5. Do I have to pay back depreciation if I sell my rental home at a loss? No. Generally, the depreciation recapture rules do not apply if the property is sold for an overall loss. You should consult a tax professional to confirm.
6. What if I rented out a room in my house while I lived there (“house-hacking”)? It’s complicated. You must allocate the gain between the personal and rental portions of the home, usually by square footage. The exclusion only applies to the personal portion.
7. Does a move for a Skillbridge program or while on terminal leave qualify? This is a gray area. A Skillbridge move is likely considered official duty, but terminal leave is less certain.

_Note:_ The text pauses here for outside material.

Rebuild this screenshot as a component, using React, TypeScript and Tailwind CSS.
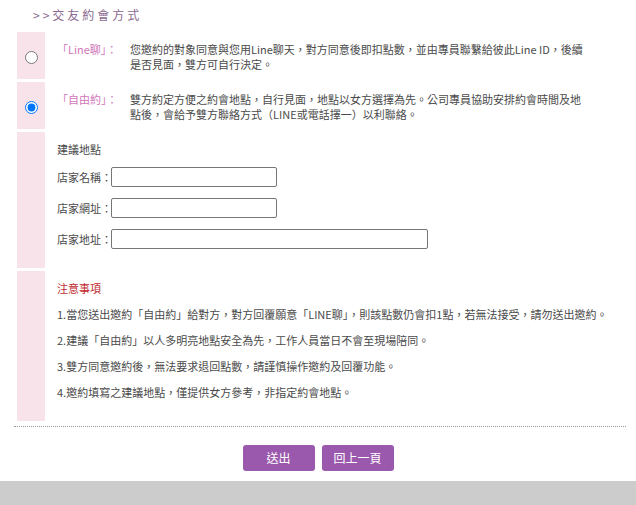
import React from "react";

const font = { fontFamily: '"Noto Sans CJK TC", "Noto Sans", sans-serif' };

export default function App() {
  return (
    <div
      className="w-[636px] h-[505px] bg-white flex flex-col overflow-hidden text-[11px] text-[#4a4a4a]"
      style={font}
    >
      <div className="h-[32px] pt-[6px] pl-[33px] text-[12px] leading-[17px] tracking-[3px] text-[#8a6a90]">
        &gt;&gt;交友約會方式
      </div>

      <div className="ml-[17px] flex flex-col gap-[3px]">
        {/* Row 1 */}
        <div className="flex h-[47px]">
          <div className="w-[28px] bg-[#f9e3ea] flex items-center justify-center pt-[3px]">
            <input type="radio" name="way" className="m-0 w-[13px] h-[13px]" />
          </div>
          <div className="flex pl-[12px] pt-[10px] leading-[15px]">
            <div className="w-[73px] text-[#d077b9] whitespace-nowrap">「Line聊」：</div>
            <div className="whitespace-nowrap">
              您邀約的對象同意與您用Line聊天，對方同意後即扣點數，並由專員聯繫給彼此Line ID，後續
              <br />
              是否見面，雙方可自行決定。
            </div>
          </div>
        </div>

        {/* Row 2 */}
        <div className="flex h-[47px]">
          <div className="w-[28px] bg-[#f9e3ea] flex items-center justify-center pt-[3px]">
            <input type="radio" name="way" defaultChecked className="m-0 w-[13px] h-[13px]" />
          </div>
          <div className="flex pl-[12px] pt-[10px] leading-[15px]">
            <div className="w-[73px] text-[#d077b9] whitespace-nowrap">「自由約」：</div>
            <div className="whitespace-nowrap">
              雙方約定方便之約會地點，自行見面，地點以女方選擇為先。公司專員協助安排約會時間及地
              <br />
              點後，會給予雙方聯絡方式（LINE或電話擇一）以利聯絡。
            </div>
          </div>
        </div>

        {/* Row 3 */}
        <div className="flex h-[136px]">
          <div className="w-[28px] bg-[#f9e3ea]" />
          <div className="flex flex-col pl-[12px] pt-[10px]">
            <div className="leading-[15px] h-[15px]">建議地點</div>
            <div className="flex flex-col gap-[11px] mt-[10px]">
              <div className="flex items-center h-[20px]">
                <span className="w-[54px] whitespace-nowrap">店家名稱：</span>
                <input type="text" className="w-[166px] h-[20px] border border-[#767676] rounded-[2px] bg-white" />
              </div>
              <div className="flex items-center h-[20px]">
                <span className="w-[54px] whitespace-nowrap">店家網址：</span>
                <input type="text" className="w-[166px] h-[20px] border border-[#767676] rounded-[2px] bg-white" />
              </div>
              <div className="flex items-center h-[20px]">
                <span className="w-[54px] whitespace-nowrap">店家地址：</span>
                <input type="text" className="w-[317px] h-[20px] border border-[#767676] rounded-[2px] bg-white" />
              </div>
            </div>
          </div>
        </div>

        {/* Row 4 */}
        <div className="flex h-[150px]">
          <div className="w-[28px] bg-[#f9e3ea]" />
          <div className="flex flex-col pl-[12px] pt-[4px] leading-[26px] whitespace-nowrap">
            <div className="text-[#c0282d]">注意事項</div>
            <div>1.當您送出邀約「自由約」給對方，對方回覆願意「LINE聊」，則該點數仍會扣1點，若無法接受，請勿送出邀約。</div>
            <div>2.建議「自由約」以人多明亮地點安全為先，工作人員當日不會至現場陪同。</div>
            <div>3.雙方同意邀約後，無法要求退回點數，請謹慎操作邀約及回覆功能。</div>
            <div>4.邀約填寫之建議地點，僅提供女方參考，非指定約會地點。</div>
          </div>
        </div>
      </div>

      <div className="mt-[5px] ml-[14px] mr-[10px] border-t border-dotted border-[#999]" />

      <div className="mt-[18px] flex justify-center gap-[7px]">
        <button className="w-[72px] h-[26px] rounded-[3px] bg-[#9b59ad] text-white text-[12px]">送出</button>
        <button className="w-[72px] h-[26px] rounded-[3px] bg-[#9b59ad] text-white text-[12px]">回上一頁</button>
      </div>

      <div className="mt-auto h-[24px] bg-[#cccccc]" />
    </div>
  );
}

It is highly recommended to consult a tax professional.
8. How do I find free, military-specific tax help? Military OneSource offers a free service called MilTax, which provides tax software and consultations with professionals trained in military tax situations. The VITA program also has offices on many bases.
9. What is the difference between a tax deduction and a tax exclusion? A deduction reduces your total taxable income. An exclusion means a specific amount of profit is not counted as income in the first place, which is generally more powerful.
10. Can I still use the suspension if my ex-spouse lives in our home after a divorce? Yes. If your divorce decree allows your ex-spouse to live there while on active duty and you remain an owner, the suspension can still apply to the property.